• PROBLEM TO SOLVE: Identify the lines that contain the word "screenshot" and copy each one.

• ROWS:
▼▼▼

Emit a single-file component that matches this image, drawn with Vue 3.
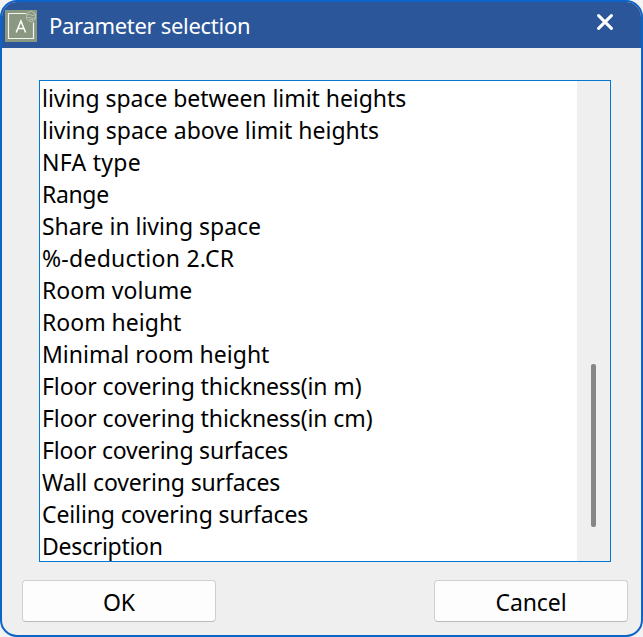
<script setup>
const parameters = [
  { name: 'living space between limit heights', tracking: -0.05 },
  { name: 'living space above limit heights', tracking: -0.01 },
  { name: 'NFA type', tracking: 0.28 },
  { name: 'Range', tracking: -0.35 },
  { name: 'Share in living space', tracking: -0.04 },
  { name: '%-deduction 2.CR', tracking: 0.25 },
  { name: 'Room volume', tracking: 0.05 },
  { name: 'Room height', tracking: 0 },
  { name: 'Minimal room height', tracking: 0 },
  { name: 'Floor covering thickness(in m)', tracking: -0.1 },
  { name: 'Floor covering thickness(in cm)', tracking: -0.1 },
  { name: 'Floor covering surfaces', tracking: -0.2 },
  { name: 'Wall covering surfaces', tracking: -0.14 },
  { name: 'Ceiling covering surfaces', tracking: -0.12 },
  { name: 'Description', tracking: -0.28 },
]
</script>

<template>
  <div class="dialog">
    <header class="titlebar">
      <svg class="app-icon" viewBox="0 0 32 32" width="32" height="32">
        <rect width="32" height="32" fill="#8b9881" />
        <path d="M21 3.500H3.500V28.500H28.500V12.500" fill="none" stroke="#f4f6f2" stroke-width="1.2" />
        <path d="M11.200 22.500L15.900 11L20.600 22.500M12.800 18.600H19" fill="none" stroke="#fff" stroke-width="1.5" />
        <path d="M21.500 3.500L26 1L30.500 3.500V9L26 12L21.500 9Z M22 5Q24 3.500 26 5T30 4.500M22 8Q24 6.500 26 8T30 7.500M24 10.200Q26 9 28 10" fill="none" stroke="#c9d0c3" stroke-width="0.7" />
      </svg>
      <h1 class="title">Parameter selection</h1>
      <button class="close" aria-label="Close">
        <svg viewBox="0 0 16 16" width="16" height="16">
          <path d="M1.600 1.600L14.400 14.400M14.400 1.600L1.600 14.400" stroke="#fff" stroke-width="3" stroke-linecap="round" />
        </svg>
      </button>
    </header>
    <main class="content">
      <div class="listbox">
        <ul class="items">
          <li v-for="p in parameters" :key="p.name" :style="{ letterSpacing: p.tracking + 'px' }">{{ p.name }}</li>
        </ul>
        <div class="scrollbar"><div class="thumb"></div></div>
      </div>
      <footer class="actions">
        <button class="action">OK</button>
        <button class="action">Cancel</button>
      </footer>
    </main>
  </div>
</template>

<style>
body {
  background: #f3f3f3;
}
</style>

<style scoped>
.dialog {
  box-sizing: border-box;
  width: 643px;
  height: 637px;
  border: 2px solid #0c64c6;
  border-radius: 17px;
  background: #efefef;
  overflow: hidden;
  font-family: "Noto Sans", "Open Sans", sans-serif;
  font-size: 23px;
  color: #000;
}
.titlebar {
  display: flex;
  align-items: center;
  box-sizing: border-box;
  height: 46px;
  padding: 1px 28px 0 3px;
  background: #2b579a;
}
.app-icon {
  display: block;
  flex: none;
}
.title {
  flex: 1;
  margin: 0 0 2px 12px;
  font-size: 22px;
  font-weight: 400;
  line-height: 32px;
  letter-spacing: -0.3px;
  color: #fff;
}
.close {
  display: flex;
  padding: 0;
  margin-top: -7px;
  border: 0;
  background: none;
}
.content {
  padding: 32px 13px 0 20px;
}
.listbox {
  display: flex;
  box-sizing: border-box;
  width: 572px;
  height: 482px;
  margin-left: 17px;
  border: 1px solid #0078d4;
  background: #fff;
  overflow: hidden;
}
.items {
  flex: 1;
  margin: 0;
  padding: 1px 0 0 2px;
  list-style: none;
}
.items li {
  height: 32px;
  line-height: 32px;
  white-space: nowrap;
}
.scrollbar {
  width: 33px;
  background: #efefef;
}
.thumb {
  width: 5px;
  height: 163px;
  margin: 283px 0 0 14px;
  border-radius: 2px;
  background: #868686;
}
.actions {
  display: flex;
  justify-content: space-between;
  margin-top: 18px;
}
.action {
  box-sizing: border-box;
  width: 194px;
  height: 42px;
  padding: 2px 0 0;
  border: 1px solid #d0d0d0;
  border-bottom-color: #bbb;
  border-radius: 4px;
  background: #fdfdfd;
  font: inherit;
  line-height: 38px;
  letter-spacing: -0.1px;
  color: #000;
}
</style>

▲▲▲
▼▼▼

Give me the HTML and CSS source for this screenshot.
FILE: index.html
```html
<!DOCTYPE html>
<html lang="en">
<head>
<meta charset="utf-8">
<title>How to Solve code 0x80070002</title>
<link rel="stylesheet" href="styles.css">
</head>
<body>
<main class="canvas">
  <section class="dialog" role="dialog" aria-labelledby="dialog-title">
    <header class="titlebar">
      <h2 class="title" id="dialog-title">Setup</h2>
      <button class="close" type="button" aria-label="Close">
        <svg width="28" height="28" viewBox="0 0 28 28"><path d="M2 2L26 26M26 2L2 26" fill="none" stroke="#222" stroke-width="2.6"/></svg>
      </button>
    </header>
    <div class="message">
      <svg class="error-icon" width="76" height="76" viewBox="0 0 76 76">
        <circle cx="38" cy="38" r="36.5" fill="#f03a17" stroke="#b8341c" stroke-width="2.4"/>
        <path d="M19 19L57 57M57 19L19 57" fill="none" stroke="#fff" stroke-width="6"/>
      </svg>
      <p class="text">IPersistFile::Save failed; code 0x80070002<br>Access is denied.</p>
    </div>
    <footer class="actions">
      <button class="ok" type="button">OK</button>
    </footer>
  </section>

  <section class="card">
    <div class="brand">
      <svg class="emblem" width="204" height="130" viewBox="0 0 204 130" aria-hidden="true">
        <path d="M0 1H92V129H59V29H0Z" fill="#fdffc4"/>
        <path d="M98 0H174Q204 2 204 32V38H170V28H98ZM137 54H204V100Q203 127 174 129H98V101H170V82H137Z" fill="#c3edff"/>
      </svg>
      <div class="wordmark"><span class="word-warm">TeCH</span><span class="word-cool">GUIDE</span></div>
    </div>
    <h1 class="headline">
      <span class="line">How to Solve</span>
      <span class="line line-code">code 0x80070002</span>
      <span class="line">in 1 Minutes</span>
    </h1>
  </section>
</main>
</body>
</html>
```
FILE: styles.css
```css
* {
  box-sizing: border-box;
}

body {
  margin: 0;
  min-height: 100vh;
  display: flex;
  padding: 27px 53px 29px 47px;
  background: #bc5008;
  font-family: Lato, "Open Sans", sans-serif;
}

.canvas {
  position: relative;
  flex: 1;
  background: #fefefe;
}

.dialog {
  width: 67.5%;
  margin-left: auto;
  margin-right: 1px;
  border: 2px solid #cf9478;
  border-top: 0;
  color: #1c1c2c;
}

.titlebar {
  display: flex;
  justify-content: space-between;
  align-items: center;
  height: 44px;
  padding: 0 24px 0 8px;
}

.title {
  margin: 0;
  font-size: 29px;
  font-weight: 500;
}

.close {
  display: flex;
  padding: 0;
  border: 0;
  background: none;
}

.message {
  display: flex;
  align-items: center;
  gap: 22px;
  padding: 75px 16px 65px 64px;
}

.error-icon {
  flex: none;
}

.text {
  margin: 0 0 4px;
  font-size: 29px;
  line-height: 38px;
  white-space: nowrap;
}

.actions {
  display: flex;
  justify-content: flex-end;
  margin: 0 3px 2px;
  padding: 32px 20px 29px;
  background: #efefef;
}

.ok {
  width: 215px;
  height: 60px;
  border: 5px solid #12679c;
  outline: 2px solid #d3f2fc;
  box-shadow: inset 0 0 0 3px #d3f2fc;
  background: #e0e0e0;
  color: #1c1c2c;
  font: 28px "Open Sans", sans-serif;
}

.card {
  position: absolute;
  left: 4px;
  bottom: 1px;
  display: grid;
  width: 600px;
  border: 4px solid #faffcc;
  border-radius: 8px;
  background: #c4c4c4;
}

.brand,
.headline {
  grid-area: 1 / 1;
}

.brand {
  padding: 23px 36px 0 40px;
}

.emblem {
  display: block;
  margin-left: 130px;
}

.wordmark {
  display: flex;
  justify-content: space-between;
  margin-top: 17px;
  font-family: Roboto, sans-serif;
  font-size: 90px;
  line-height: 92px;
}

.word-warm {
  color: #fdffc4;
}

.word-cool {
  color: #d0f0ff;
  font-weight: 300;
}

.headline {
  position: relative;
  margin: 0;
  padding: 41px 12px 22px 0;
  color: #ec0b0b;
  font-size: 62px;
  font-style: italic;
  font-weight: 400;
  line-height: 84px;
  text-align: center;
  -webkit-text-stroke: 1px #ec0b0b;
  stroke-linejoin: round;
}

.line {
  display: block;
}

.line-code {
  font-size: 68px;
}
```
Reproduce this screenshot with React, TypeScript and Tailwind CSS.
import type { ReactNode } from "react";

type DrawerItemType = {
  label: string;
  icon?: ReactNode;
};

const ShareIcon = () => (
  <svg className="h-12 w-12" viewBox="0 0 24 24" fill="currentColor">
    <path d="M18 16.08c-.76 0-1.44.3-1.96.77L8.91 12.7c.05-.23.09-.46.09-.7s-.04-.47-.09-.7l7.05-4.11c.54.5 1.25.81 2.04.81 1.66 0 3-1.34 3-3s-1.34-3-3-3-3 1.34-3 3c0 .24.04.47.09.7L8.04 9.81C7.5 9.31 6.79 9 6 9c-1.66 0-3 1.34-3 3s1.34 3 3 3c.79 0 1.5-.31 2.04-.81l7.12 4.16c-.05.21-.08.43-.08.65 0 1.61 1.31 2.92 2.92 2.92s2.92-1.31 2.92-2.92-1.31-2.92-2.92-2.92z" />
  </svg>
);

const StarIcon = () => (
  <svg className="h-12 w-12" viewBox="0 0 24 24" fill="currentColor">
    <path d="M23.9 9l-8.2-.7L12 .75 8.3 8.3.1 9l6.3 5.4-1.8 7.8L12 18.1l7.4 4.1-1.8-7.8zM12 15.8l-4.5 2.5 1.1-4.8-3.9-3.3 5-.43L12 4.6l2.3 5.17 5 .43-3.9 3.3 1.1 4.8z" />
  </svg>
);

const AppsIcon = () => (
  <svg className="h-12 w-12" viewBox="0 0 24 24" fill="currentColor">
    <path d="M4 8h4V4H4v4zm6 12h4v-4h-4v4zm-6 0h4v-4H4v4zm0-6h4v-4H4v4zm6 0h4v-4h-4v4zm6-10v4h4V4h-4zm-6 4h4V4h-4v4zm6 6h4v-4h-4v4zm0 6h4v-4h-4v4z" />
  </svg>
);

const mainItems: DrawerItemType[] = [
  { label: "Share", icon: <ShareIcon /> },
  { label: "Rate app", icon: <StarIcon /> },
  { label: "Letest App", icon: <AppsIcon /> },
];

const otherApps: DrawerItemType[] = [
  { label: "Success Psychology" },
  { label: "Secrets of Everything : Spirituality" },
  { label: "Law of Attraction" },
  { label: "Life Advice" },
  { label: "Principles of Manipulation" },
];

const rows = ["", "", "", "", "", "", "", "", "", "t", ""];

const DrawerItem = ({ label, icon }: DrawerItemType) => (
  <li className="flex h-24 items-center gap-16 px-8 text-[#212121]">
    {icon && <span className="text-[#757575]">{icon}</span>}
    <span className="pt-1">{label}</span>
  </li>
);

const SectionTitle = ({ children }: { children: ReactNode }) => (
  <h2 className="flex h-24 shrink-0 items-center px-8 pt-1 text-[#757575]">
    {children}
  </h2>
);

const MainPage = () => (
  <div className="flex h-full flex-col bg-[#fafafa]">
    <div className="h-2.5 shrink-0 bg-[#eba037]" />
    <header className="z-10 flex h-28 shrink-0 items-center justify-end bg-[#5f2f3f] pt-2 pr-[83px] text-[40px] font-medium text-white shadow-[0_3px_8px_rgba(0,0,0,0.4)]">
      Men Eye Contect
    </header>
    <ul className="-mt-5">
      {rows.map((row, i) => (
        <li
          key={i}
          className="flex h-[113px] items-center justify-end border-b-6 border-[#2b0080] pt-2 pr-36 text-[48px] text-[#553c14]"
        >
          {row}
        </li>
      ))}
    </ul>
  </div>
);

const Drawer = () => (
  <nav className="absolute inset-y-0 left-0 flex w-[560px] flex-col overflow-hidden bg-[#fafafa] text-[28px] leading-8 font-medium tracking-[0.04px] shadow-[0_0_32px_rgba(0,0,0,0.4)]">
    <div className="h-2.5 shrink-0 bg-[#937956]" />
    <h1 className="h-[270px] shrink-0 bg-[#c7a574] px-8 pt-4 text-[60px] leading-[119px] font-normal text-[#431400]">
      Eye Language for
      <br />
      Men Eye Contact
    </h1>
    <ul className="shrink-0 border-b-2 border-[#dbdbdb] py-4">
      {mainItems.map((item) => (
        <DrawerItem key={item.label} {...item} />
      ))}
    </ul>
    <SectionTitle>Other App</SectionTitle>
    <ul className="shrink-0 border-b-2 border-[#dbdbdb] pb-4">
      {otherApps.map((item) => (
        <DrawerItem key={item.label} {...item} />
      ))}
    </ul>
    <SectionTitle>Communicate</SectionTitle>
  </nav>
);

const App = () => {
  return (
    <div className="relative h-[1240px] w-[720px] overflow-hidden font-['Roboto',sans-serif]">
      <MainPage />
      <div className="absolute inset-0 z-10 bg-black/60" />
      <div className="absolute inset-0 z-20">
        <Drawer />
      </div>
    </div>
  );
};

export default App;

▲▲▲

• RESPONSE FOR THIS EXERCISE:
Give me the HTML and CSS source for this screenshot.
Reproduce this screenshot with React, TypeScript and Tailwind CSS.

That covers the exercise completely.